What causes poor beam quality from a laser source?
Core Metrics of Beam Quality from BPP to M²
Let us start with the basics. If you work with lasers every day, you have probably heard people say "my beam quality is bad" but what does that actually mean? In simple terms, beam quality tells you how tight and focused the laser energy stays when it travels. Two numbers are the industry standard for measuring this: BPP (Beam Parameter Product) and M² (also called the beam quality factor). The smaller these numbers, the better the beam.
For example, if you are cutting thin metal with high precision, you want a fiber laser source with low BPP. Raysoar offers options like the Raycus RFL C6000S with a BPP between 2.7 and 3.1, or the Raycus RFL C2000S with M² under 1.5. On the Max side, the MFSC 1500C gives you BPP ≤ 1.5 with a 50 micron fiber. Those are great for fine work.
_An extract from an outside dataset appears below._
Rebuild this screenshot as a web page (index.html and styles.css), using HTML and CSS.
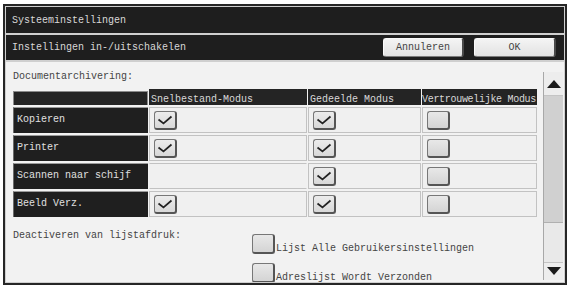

Now if you need to cut thick plates at very high power, you accept a slightly higher BPP. The Raycus RFL C40000M has BPP ≤ 4.3 and the RFL C60000M has BPP ≤ 6.5. Still very usable but different from the single mode sources. So when your beam quality drops, these numbers go up, and you will see wider cuts, rougher edges, or unstable welding.
The Six Major Causes of Beam Quality Degradation
Now let me tell you from real shop floor experience what actually kills beam quality. I have seen these six troublemakers again and again.
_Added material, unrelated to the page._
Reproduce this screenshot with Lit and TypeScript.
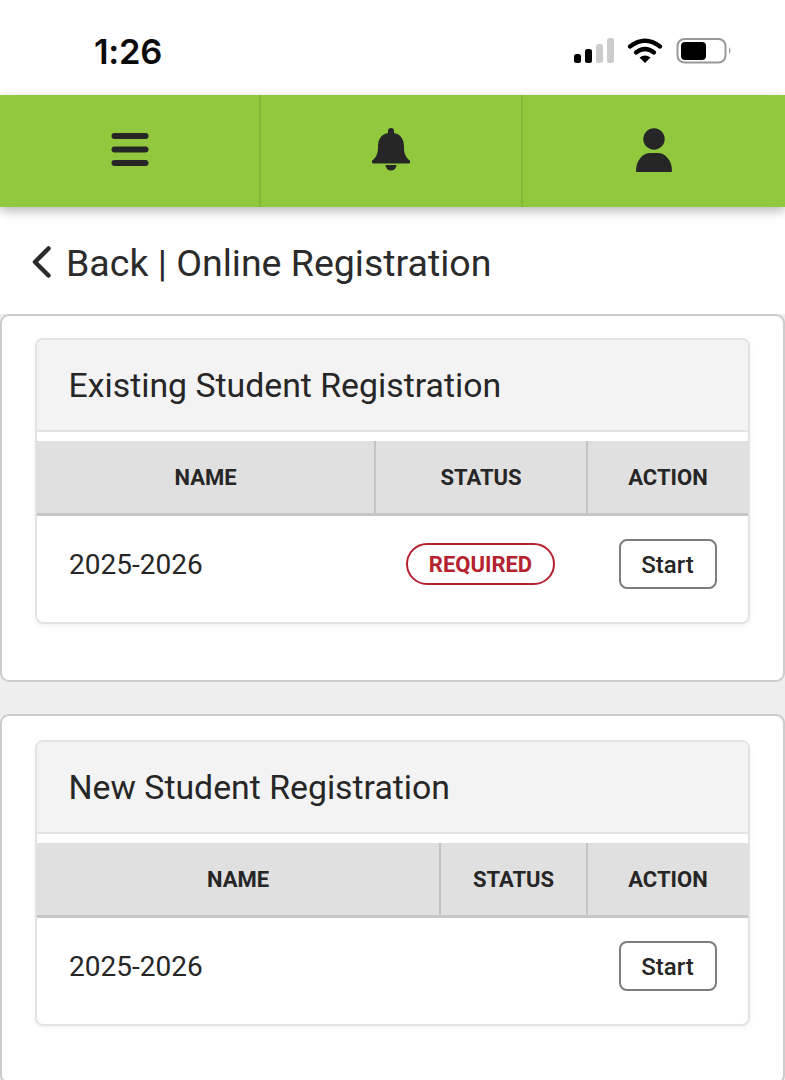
import { LitElement, html, css, svg } from "lit";
import { customElement } from "lit/decorators.js";

const statusIcons = svg`
  <rect x="0" y="16" width="7" height="9" rx="2.5" fill="#000"/>
  <rect x="11" y="11" width="7" height="14" rx="2.5" fill="#000"/>
  <rect x="22" y="6" width="7" height="19" rx="2.5" fill="#ccc"/>
  <rect x="33" y="0" width="7" height="25" rx="2.5" fill="#ccc"/>
  <path d="M56 8.500 Q71 -3 86 8.500" fill="none" stroke="#000" stroke-width="4.200" stroke-linecap="round"/>
  <path d="M62 14.500 Q71 7.500 80 14.500" fill="none" stroke="#000" stroke-width="4.200" stroke-linecap="round"/>
  <path d="M65.500 19.500 Q71 15.500 76.500 19.500 L71 25 Z" fill="#000"/>
  <rect x="103.500" y="1" width="48" height="23.500" rx="7" fill="none" stroke="#999" stroke-width="2"/>
  <rect x="107" y="4" width="25" height="18" rx="4" fill="#000"/>
  <path d="M155 9 Q158 12.500 155 16 Z" fill="#999"/>
`;

@customElement("app-root")
export class AppRoot extends LitElement {
  static styles = css`
    :host {
      display: block;
      height: 1080px;
      overflow: hidden;
      background: #eeeeee;
      font-family: Roboto, "Liberation Sans", sans-serif;
      color: #262626;
    }
    .status {
      height: 95px;
      background: #fff;
      display: flex;
      align-items: center;
      justify-content: space-between;
      box-sizing: border-box;
      padding: 8px 51px 0 94px;
    }
    .time {
      font-family: Inter, "Liberation Sans", sans-serif;
      font-size: 34.500px;
      font-weight: 600;
      color: #0a0a0a;
      letter-spacing: -0.3px;
      line-height: 1;
      margin-top: 2px;
    }
    .status svg { display: block; margin-top: -1px; margin-right: 1px; }
    .nav {
      height: 112px;
      background: #92c83e;
      display: grid;
      grid-template-columns: 261px 262px 1fr;
      box-shadow: 0 4px 10px rgba(0, 0, 0, 0.28);
      position: relative;
    }
    .nav > div {
      display: flex;
      align-items: center;
      justify-content: center;
      border-right: 2px solid #83b838;
      padding-bottom: 3px;
    }
    .nav > div:last-child { border-right: 0; }
    .nav svg { display: block; }
    .title {
      height: 107px;
      background: #fff;
      display: flex;
      align-items: center;
      box-sizing: border-box;
      padding: 5px 0 0 32px;
      gap: 15px;
      font-size: 37.500px;
      color: #2b2b2b;
    }
    .title svg { display: block; margin-top: -2px; }
    .card {
      background: #fff;
      border: 2px solid #cccccc;
      border-radius: 9px;
      box-sizing: border-box;
      padding: 22px 33px 56px;
    }
    .card + .card { margin-top: 32px; padding-top: 24px; }
    .panel {
      border: 2px solid #e3e3e3;
      border-radius: 8px;
      box-shadow: 0 2px 5px rgba(0, 0, 0, 0.05);
      overflow: hidden;
    }
    .panel-head {
      height: 92px;
      box-sizing: border-box;
      background: #f3f3f3;
      border-bottom: 2px solid #e3e3e3;
      display: flex;
      align-items: center;
      padding-left: 31.500px;
      font-size: 33.800px;
    }
    .table { margin-top: 9px; }
    .row { display: grid; }
    .cols-a { grid-template-columns: 339px 212px 1fr; }
    .cols-b { grid-template-columns: 404px 147px 1fr; }
    .thead {
      height: 75px;
      box-sizing: border-box;
      background: #e0e0e0;
      border-bottom: 3px solid #c6c6c6;
    }
    .th {
      display: flex;
      align-items: center;
      justify-content: center;
      font-size: 22px;
      font-weight: 700;
      color: #262626;
      border-right: 2px solid #c4c4c4;
      box-sizing: border-box;
    }
    .th:last-child { border-right: 0; }
    .tbody { height: 106px; box-sizing: border-box; padding-bottom: 10px; }
    .td { display: flex; align-items: center; justify-content: center; }
    .td.year { justify-content: flex-start; padding-left: 32px; font-size: 28px; }
    .pill {
      box-sizing: border-box;
      width: 149px;
      height: 42px;
      border: 2px solid #b5222f;
      border-radius: 21px;
      display: flex;
      align-items: center;
      justify-content: center;
      color: #b5222f;
      font-size: 22px;
      font-weight: 700;
      margin-left: -3px;
    }
    .btn {
      box-sizing: border-box;
      width: 98px;
      height: 50px;
      margin-left: -1px;
      background: #fff;
      border: 2px solid #7d7d7d;
      border-radius: 8px;
      display: flex;
      align-items: center;
      justify-content: center;
      font: 500 24px Roboto, sans-serif;
      color: #262626;
      padding: 2px 0 0;
    }
  `;

  private panel(title: string, cols: string, required: boolean) {
    return html`
      <section class="card">
        <div class="panel">
          <div class="panel-head">${title}</div>
          <div class="table">
            <div class="row thead ${cols}">
              <div class="th">NAME</div>
              <div class="th">STATUS</div>
              <div class="th">ACTION</div>
            </div>
            <div class="row tbody ${cols}">
              <div class="td year">2025-2026</div>
              <div class="td">${required ? html`<span class="pill">REQUIRED</span>` : ""}</div>
              <div class="td"><button class="btn">Start</button></div>
            </div>
          </div>
        </div>
      </section>
    `;
  }

  render() {
    return html`
      <div class="status">
        <span class="time">1:26</span>
        <svg width="159" height="26" viewBox="0 0 159 26">${statusIcons}</svg>
      </div>
      <nav class="nav">
        <div>
          <svg width="38" height="33" viewBox="0 0 38 33" fill="#262626">
            <rect x="0.500" y="0" width="37" height="6" rx="3"/>
            <rect x="0.500" y="13.500" width="37" height="6" rx="3"/>
            <rect x="0.500" y="27" width="37" height="6" rx="3"/>
          </svg>
        </div>
        <div>
          <svg width="38" height="43" viewBox="0 0 38 43" fill="#262626">
            <path d="M19 0 a3 3 0 0 1 3 3 v2 C29.500 6.500 32 12 32 19 C32 26 34 29 37 32 a1.800 1.800 0 0 1 -1 3.500 H2 a1.800 1.800 0 0 1 -1 -3.500 C4 29 6 26 6 19 C6 12 8.500 6.500 16 5 v-2 a3 3 0 0 1 3 -3 Z"/>
            <path d="M13.500 37 H24.500 A5.500 5.500 0 0 1 13.500 37 Z"/>
          </svg>
        </div>
        <div>
          <svg width="38" height="44" viewBox="0 0 38 44" fill="#262626">
            <circle cx="19" cy="11" r="10.700"/>
            <path d="M1 43 C1 32 8 25 15 25 H23 C30 25 37 32 37 43 Q37 44 36 44 H2 Q1 44 1 43 Z"/>
          </svg>
        </div>
      </nav>
      <div class="title">
        <svg width="19" height="32" viewBox="0 0 19 32" fill="none" stroke="#2b2b2b" stroke-width="4.500" stroke-linecap="round" stroke-linejoin="round">
          <path d="M16.500 2.500 L3 16 L16.500 29.500"/>
        </svg>
        <span>Back | Online Registration</span>
      </div>
      ${this.panel("Existing Student Registration", "cols-a", true)}
      ${this.panel("New Student Registration", "cols-b", false)}
    `;
  }
}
• First, optical component contamination or damage. Dust, smoke, or even a tiny fingerprint on the lens or the protective window will absorb energy, heat up, and distort the beam. Once a small burn mark appears on the coating, the beam profile becomes uneven. This happens especially when you cut materials that produce a lot of spatter.
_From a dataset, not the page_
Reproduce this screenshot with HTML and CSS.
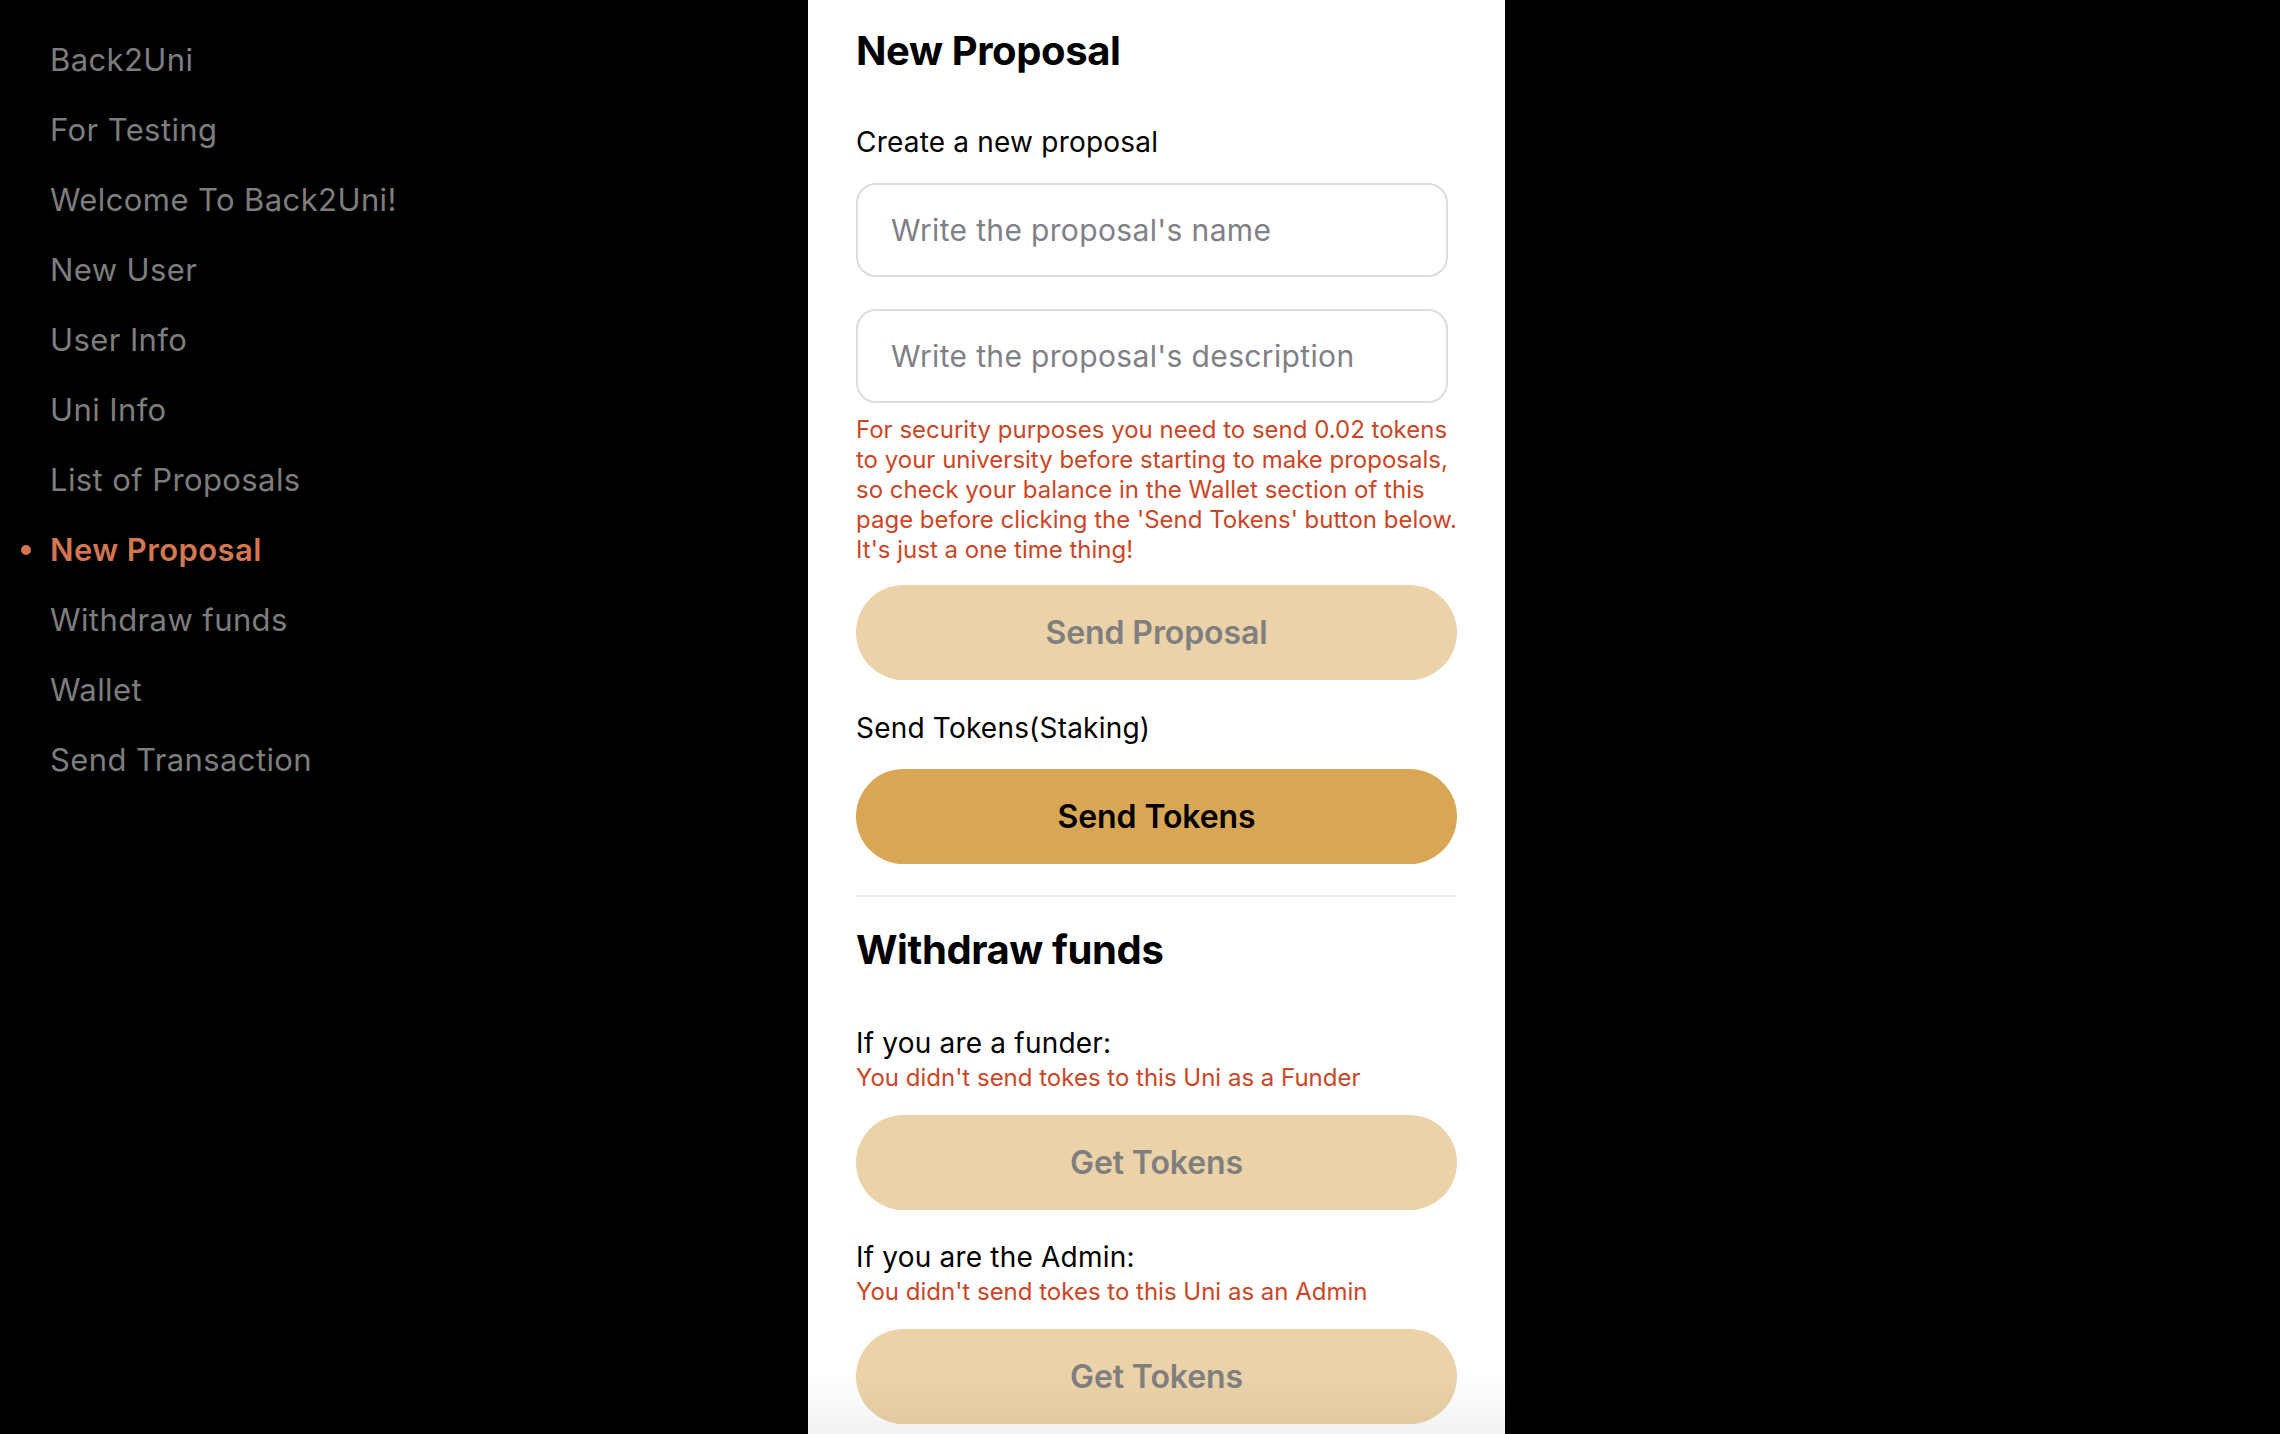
FILE: index.html
```html
<!DOCTYPE html>
<html lang="en">
<head>
<meta charset="utf-8">
<title>Back2Uni - New Proposal</title>
<link rel="stylesheet" href="styles.css">
</head>
<body>
<div class="layout">
  <nav class="sidebar">
    <ul class="nav-list">
      <li class="nav-item">Back2Uni</li>
      <li class="nav-item">For Testing</li>
      <li class="nav-item">Welcome To Back2Uni!</li>
      <li class="nav-item">New User</li>
      <li class="nav-item">User Info</li>
      <li class="nav-item">Uni Info</li>
      <li class="nav-item">List of Proposals</li>
      <li class="nav-item active">New Proposal</li>
      <li class="nav-item">Withdraw funds</li>
      <li class="nav-item">Wallet</li>
      <li class="nav-item">Send Transaction</li>
    </ul>
  </nav>
  <main class="panel">
    <section class="section">
      <h1 class="title">New Proposal</h1>
      <p class="label label-first">Create a new proposal</p>
      <input class="field" type="text" placeholder="Write the proposal's name">
      <input class="field field-second" type="text" placeholder="Write the proposal's description">
      <p class="warning">For security purposes you need to send 0.02 tokens to your university before starting to make proposals, so check your balance in the Wallet section of this page before clicking the 'Send Tokens' button below. It's just a one time thing!</p>
      <button class="btn btn-disabled btn-after-warning" type="button">Send Proposal</button>
      <p class="label label-mid">Send Tokens(Staking)</p>
      <button class="btn btn-primary" type="button">Send Tokens</button>
    </section>
    <hr class="divider">
    <section class="section">
      <h2 class="title title-second">Withdraw funds</h2>
      <p class="label label-funder">If you are a funder:</p>
      <p class="notice">You didn't send tokes to this Uni as a Funder</p>
      <button class="btn btn-disabled btn-after-notice" type="button">Get Tokens</button>
      <p class="label label-admin">If you are the Admin:</p>
      <p class="notice">You didn't send tokes to this Uni as an Admin</p>
      <button class="btn btn-disabled btn-after-notice" type="button">Get Tokens</button>
    </section>
    <div class="fade"></div>
  </main>
</div>
</body>
</html>
```

FILE: styles.css
```css
* {
  box-sizing: border-box;
}

html, body {
  margin: 0;
  padding: 0;
  height: 100%;
  background: #000;
  overflow: hidden;
}

body {
  font-family: Inter, "Noto Sans", "Liberation Sans", sans-serif;
}

.layout {
  display: flex;
  min-height: 100vh;
}

.sidebar {
  flex: 0 0 808px;
  padding-top: 25px;
}

.nav-list {
  list-style: none;
  margin: 0;
  padding: 0;
}

.nav-item {
  position: relative;
  height: 70px;
  line-height: 70px;
  padding-left: 50px;
  font-size: 31px;
  color: #7d7d7d;
  letter-spacing: 0.4px;
}

.nav-item.active {
  color: #d4764f;
  font-weight: 600;
}

.nav-item.active::before {
  content: "";
  position: absolute;
  left: 21px;
  top: 30px;
  width: 10px;
  height: 10px;
  border-radius: 50%;
  background: #d4764f;
}

.panel {
  position: relative;
  flex: 0 0 697px;
  width: 697px;
  min-width: 0;
  background: #fff;
  padding: 0 48px 0 48px;
  min-height: 100vh;
}

.section {
  display: flex;
  flex-direction: column;
  align-items: flex-start;
}

.title {
  margin: 27px 0 0;
  font-size: 40px;
  line-height: 48px;
  font-weight: 700;
  color: #000;
  letter-spacing: -0.4px;
}

.title-second {
  margin-top: 29px;
}

.label {
  margin: 0;
  font-size: 28px;
  line-height: 34px;
  color: #000;
  letter-spacing: 0.2px;
}

.label-first {
  margin-top: 50px;
}

.label-mid {
  margin-top: 31px;
}

.label-funder {
  margin-top: 52px;
}

.label-admin {
  margin-top: 30px;
}

.field {
  width: 592px;
  height: 94px;
  margin-top: 24px;
  padding: 0 33px;
  border: 2px solid #dcdce1;
  border-radius: 20px;
  background: #fff;
  font-family: inherit;
  font-size: 30px;
  color: #000;
  outline: none;
  letter-spacing: 0.35px;
}

.field::placeholder {
  color: #808086;
  letter-spacing: 0.35px;
}

.field-second {
  margin-top: 32px;
}

.warning {
  margin: 12px -9px 0 0;
  width: 610px;
  font-size: 24px;
  line-height: 30px;
  color: #cc4626;
  letter-spacing: 0;
}

.notice {
  margin: 3px 0 0;
  font-size: 24px;
  line-height: 30px;
  color: #cc4626;
  letter-spacing: 0;
}

.btn {
  width: 601px;
  height: 95px;
  border: none;
  border-radius: 48px;
  font-family: inherit;
  font-size: 32px;
  font-weight: 600;
  letter-spacing: -0.1px;
  cursor: pointer;
}

.btn-after-warning {
  margin-top: 20px;
}

.btn-after-notice {
  margin-top: 22px;
}

.btn-disabled {
  background: #ebd2a9;
  color: #7f7f7f;
}

.btn-primary {
  margin-top: 24px;
  background: #d8a654;
  color: #000;
}

.divider {
  margin: 31px 0 0;
  width: 601px;
  height: 2px;
  border: none;
  background: #ebebef;
}

.fade {
  position: absolute;
  left: 0;
  right: 0;
  bottom: 0;
  height: 60px;
  background: linear-gradient(rgba(0, 0, 0, 0), rgba(0, 0, 0, 0.05));
  pointer-events: none;
}
```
• Second, excessive bending or damage to the delivery fiber. The output fiber is tough but not indestructible. If you bend it too tight, say a radius smaller than what the spec says, or if you run a cart over it, the internal structure of the fiber core gets stressed. Higher order modes appear and the spot size grows. For any laser source, always check the minimum bend radius in the manual. Some shops even mark the floor to keep people from stepping on the fiber.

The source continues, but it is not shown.